UNITED STATES COURT OF APPEALS
FOR THE SECOND CIRCUIT
SUMMARY ORDER
RULINGS BY SUMMARY ORDER DO NOT HAVE PRECEDENTIAL EFFECT. CITATION TO SUMMARY ORDERS
FILED AFTER JANUARY 1, 2007, IS PERMITTED AND IS GOVERNED BY THIS COURT’S LOCAL RULE 32.1
AND FEDERAL RULE OF APPELLATE PROCEDURE 32.1. IN A BRIEF OR OTHER PAPER IN WHICH A
LITIGANT CITES A SUMMARY ORDER, IN EACH PARAGRAPH IN WHICH A CITATION APPEARS, AT LEAST
ONE CITATION MUST EITHER BE TO THE FEDERAL APPENDIX OR BE ACCOMPANIED BY THE NOTATION:
“(SUMMARY ORDER).” A PARTY CITING A SUMMARY ORDER MUST SERVE A COPY OF THAT SUMMARY ORDER
TOGETHER WITH THE PAPER IN WHICH THE SUMMARY ORDER IS CITED ON ANY PARTY NOT REPRESENTED
BY COUNSEL UNLESS THE SUMMARY ORDER IS AVAILABLE IN AN ELECTRONIC DATABASE WHICH IS
PUBLICLY ACCESSIBLE WITHOUT PAYMENT OF FEE (SUCH AS THE DATABASE AVAILABLE AT
HTTP://WWW.CA2.USCOURTS.GOV/). IF NO COPY IS SERVED BY REASON OF THE AVAILABILITY OF THE
ORDER ON SUCH A DATABASE, THE CITATION MUST INCLUDE REFERENCE TO THAT DATABASE AND THE
DOCKET NUMBER OF THE CASE IN WHICH THE ORDER WAS ENTERED.
At a stated term of the United States Court of Appeals for
the Second Circuit, held at the Daniel Patrick Moynihan United
States Courthouse, 500 Pearl Street, in the City of New York, on
the 16th day of December, two thousand nine.
PRESENT:
AMALYA L. KEARSE,
ROBERT A. KATZMANN,
DEBRA ANN LIVINGSTON,
Circuit Judges.
___________________________________________
Clifton Powell,
Plaintiff-Appellant,
v. 09-0463-cv
Waterbury City Police Deptartment,
Defendant,
D’Amato, Off’cr, I/O,
Defendant-Appellee.*
___________________________________________
*
The Clerk of the Court is directed to amend the official
caption as set forth above.
FOR APPELLANT: Clifton Powell, pro se, Waterbury, CT.

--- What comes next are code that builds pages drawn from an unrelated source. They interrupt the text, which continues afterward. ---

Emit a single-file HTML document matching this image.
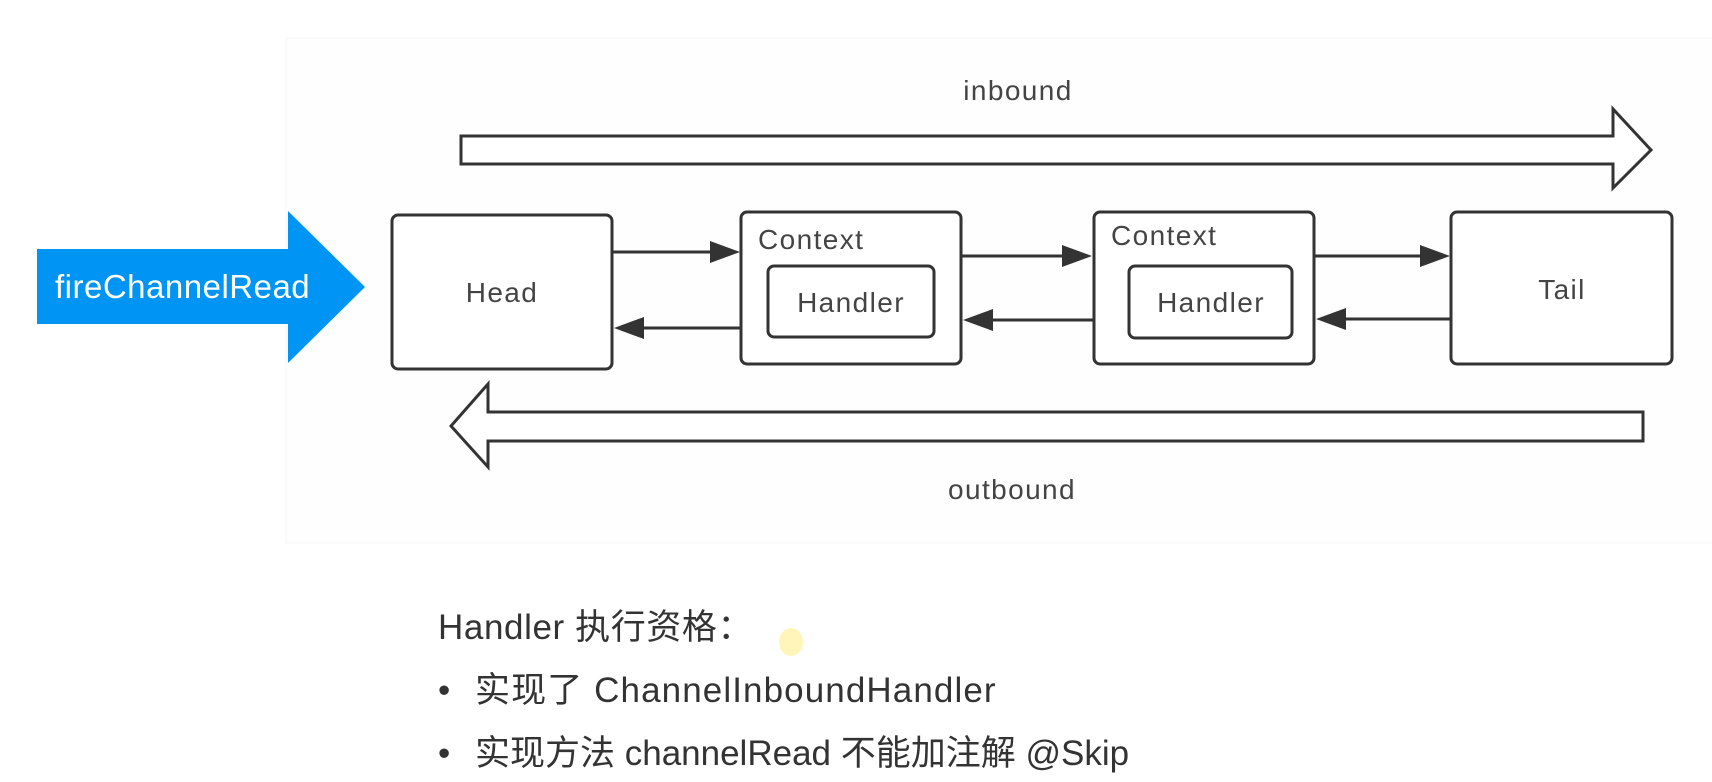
<!DOCTYPE html>
<html><head><meta charset="utf-8"><style>
html,body{margin:0;padding:0;background:#fff;width:1712px;height:782px;overflow:hidden}
svg{position:absolute;left:0;top:0}
.t{position:absolute;font-family:"Liberation Sans","Noto Sans CJK SC",sans-serif;white-space:nowrap;line-height:1;font-size:35px;color:#333;letter-spacing:0.6px}
</style></head><body>
<svg width="1712" height="782" viewBox="0 0 1712 782" font-family="Liberation Sans, sans-serif">
<rect x="286" y="38" width="1440" height="505" fill="#fefefe" stroke="#f5f5f5"/>
<polygon points="37,249 288,249 288,211 365,287 288,363 288,324 37,324" fill="#0095f5"/>
<text x="55" y="298" font-size="33" letter-spacing="0.5" fill="#fff">fireChannelRead</text>
<g stroke="#333" stroke-width="3" fill="#fff">
<polygon points="461,136 1613,136 1613,109 1651,150 1613,188 1613,164 461,164"/>
<polygon points="1643,412 488,412 488,384 451,426 488,467 488,441 1643,441"/>
<rect x="392" y="215" width="220" height="154" rx="6"/>
<rect x="741" y="212" width="220" height="152" rx="6"/>
<rect x="768" y="266" width="166" height="71" rx="6"/>
<rect x="1094" y="212" width="220" height="152" rx="6"/>
<rect x="1129" y="266" width="163" height="72" rx="6"/>
<rect x="1451" y="212" width="221" height="152" rx="6"/>
<line x1="613" y1="252" x2="715" y2="252"/>
<line x1="641" y1="328" x2="741" y2="328"/>
<line x1="962" y1="256" x2="1068" y2="256"/>
<line x1="992" y1="320" x2="1094" y2="320"/>
<line x1="1315" y1="256" x2="1426" y2="256"/>
<line x1="1345" y1="319" x2="1451" y2="319"/>
</g>
<g fill="#333">
<polygon points="740,252 710,241 710,263"/>
<polygon points="614,328 644,317 644,339"/>
<polygon points="1092,256 1062,245 1062,267"/>
<polygon points="963,320 993,309 993,331"/>
<polygon points="1450,256 1420,245 1420,267"/>
<polygon points="1316,319 1346,308 1346,330"/>
</g>
<g fill="#444" font-size="28" letter-spacing="1.4" text-anchor="middle">
<text x="1018" y="100">inbound</text>
<text x="1012" y="499">outbound</text>
<text x="502" y="302">Head</text>
<text x="851" y="312">Handler</text>
<text x="1211" y="312">Handler</text>
<text x="1562" y="299">Tail</text>
</g>
<g fill="#444" font-size="28" letter-spacing="1.4">
<text x="758" y="249">Context</text>
<text x="1111" y="245">Context</text>
</g>
<ellipse cx="791" cy="642" rx="12" ry="14" fill="#fff5b8"/>
</svg>
<div class="t" style="left:438px;top:610px">Handler 执行资格：</div>
<div class="t" style="left:438px;top:673px">•</div>
<div class="t" style="left:475px;top:673px;letter-spacing:1.1px">实现了 ChannelInboundHandler</div>
<div class="t" style="left:438px;top:736px">•</div>
<div class="t" style="left:475px;top:736px;letter-spacing:0px">实现方法 channelRead 不能加注解 @Skip</div>
</body></html>
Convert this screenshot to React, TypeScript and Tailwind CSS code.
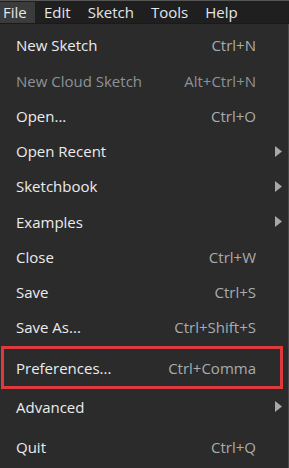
import React from "react";

type Item = { label: string; shortcut?: string; sub?: boolean; disabled?: boolean };

const rowsA: Item[] = [
  { label: "New Sketch", shortcut: "Ctrl+N" },
  { label: "New Cloud Sketch", shortcut: "Alt+Ctrl+N", disabled: true },
  { label: "Open...", shortcut: "Ctrl+O" },
  { label: "Open Recent", sub: true },
  { label: "Sketchbook", sub: true },
  { label: "Examples", sub: true },
  { label: "Close", shortcut: "Ctrl+W" },
  { label: "Save", shortcut: "Ctrl+S" },
  { label: "Save As...", shortcut: "Ctrl+Shift+S" },
];

function Arrow() {
  return (
    <svg width="7" height="11" viewBox="0 0 7 11" className="absolute right-[6px]">
      <path d="M0 0 L7 5.5 L0 11 Z" fill="#a8a8a8" />
    </svg>
  );
}

function Row({ item, h = "h-[35.25px]" }: { item: Item; h?: string }) {
  return (
    <div className={`relative flex items-center ${h} pl-[16px] pr-[32px]`}>
      <span className={`flex-1 ${item.disabled ? "text-[#8d9297]" : "text-[#ececec]"}`}>{item.label}</span>
      {item.shortcut && (
        <span className={item.disabled ? "text-[#8d9297]" : "text-[#a9abad]"}>{item.shortcut}</span>
      )}
      {item.sub && <Arrow />}
    </div>
  );
}

export default function App() {
  return (
    <div
      className="w-[289px] h-[468px] bg-[#2b2b2c] overflow-hidden text-[15px] flex flex-col"
      style={{ fontFamily: '"Open Sans", "Noto Sans", sans-serif' }}
    >
      <div className="h-[24px] bg-[#1f1f1f] border-t border-[#555] border-b border-b-[#1a1a1a] flex items-stretch text-[#e3e6ea]">
        <div className="bg-[#3b3b3c] px-[3px] mt-[1px] flex items-center w-[35px]">File</div>
        <div className="flex items-center ml-[9px]">Edit</div>
        <div className="flex items-center ml-[17px]">Sketch</div>
        <div className="flex items-center ml-[17px]">Tools</div>
        <div className="flex items-center ml-[17px]">Help</div>
      </div>
      <div className="flex-1 border-r border-[#4a4a4a] pt-[4px] flex flex-col">
        {rowsA.map((r) => (
          <Row key={r.label} item={r} />
        ))}
        <div className="mx-[1px] mt-[1px] mr-[5px] border-[3px] border-[#dc3a3c] h-[43px] flex items-center pl-[12px] pr-[24px]">
          <span className="flex-1 text-[#ececec]">Preferences...</span>
          <span className="text-[#a9abad]">Ctrl+Comma</span>
        </div>
        <Row item={{ label: "Advanced", sub: true }} />
        <div className="h-[5px]" />
        <Row item={{ label: "Quit", shortcut: "Ctrl+Q" }} />
      </div>
    </div>
  );
}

FOR APPELLEE: Cheryl E. Johnson, Law Office of Cheryl E.
Johnson, Waterbury, CT.
Appeal from the United States District Court for the
District of Connecticut (Chatigny, J.).
UPON DUE CONSIDERATION, IT IS HEREBY ORDERED, ADJUDGED, AND
DECREED that the order and judgment of the district court are
AFFIRMED.
Plaintiff-Appellant Clifton Powell, pro se, appeals from the
order of the United States District Court for the District of
Connecticut (Chatigny, J.), denying his cross-motion for summary
judgment, and its judgment, pursuant to a jury verdict, in favor
of the Appellee. We assume the parties’ familiarity with the
underlying facts, the procedural history of the case, and the
issues on appeal.
I. Summary Judgment
We decline to review the district court’s order denying
Appellant’s cross-motion for summary judgment. See Jacques v.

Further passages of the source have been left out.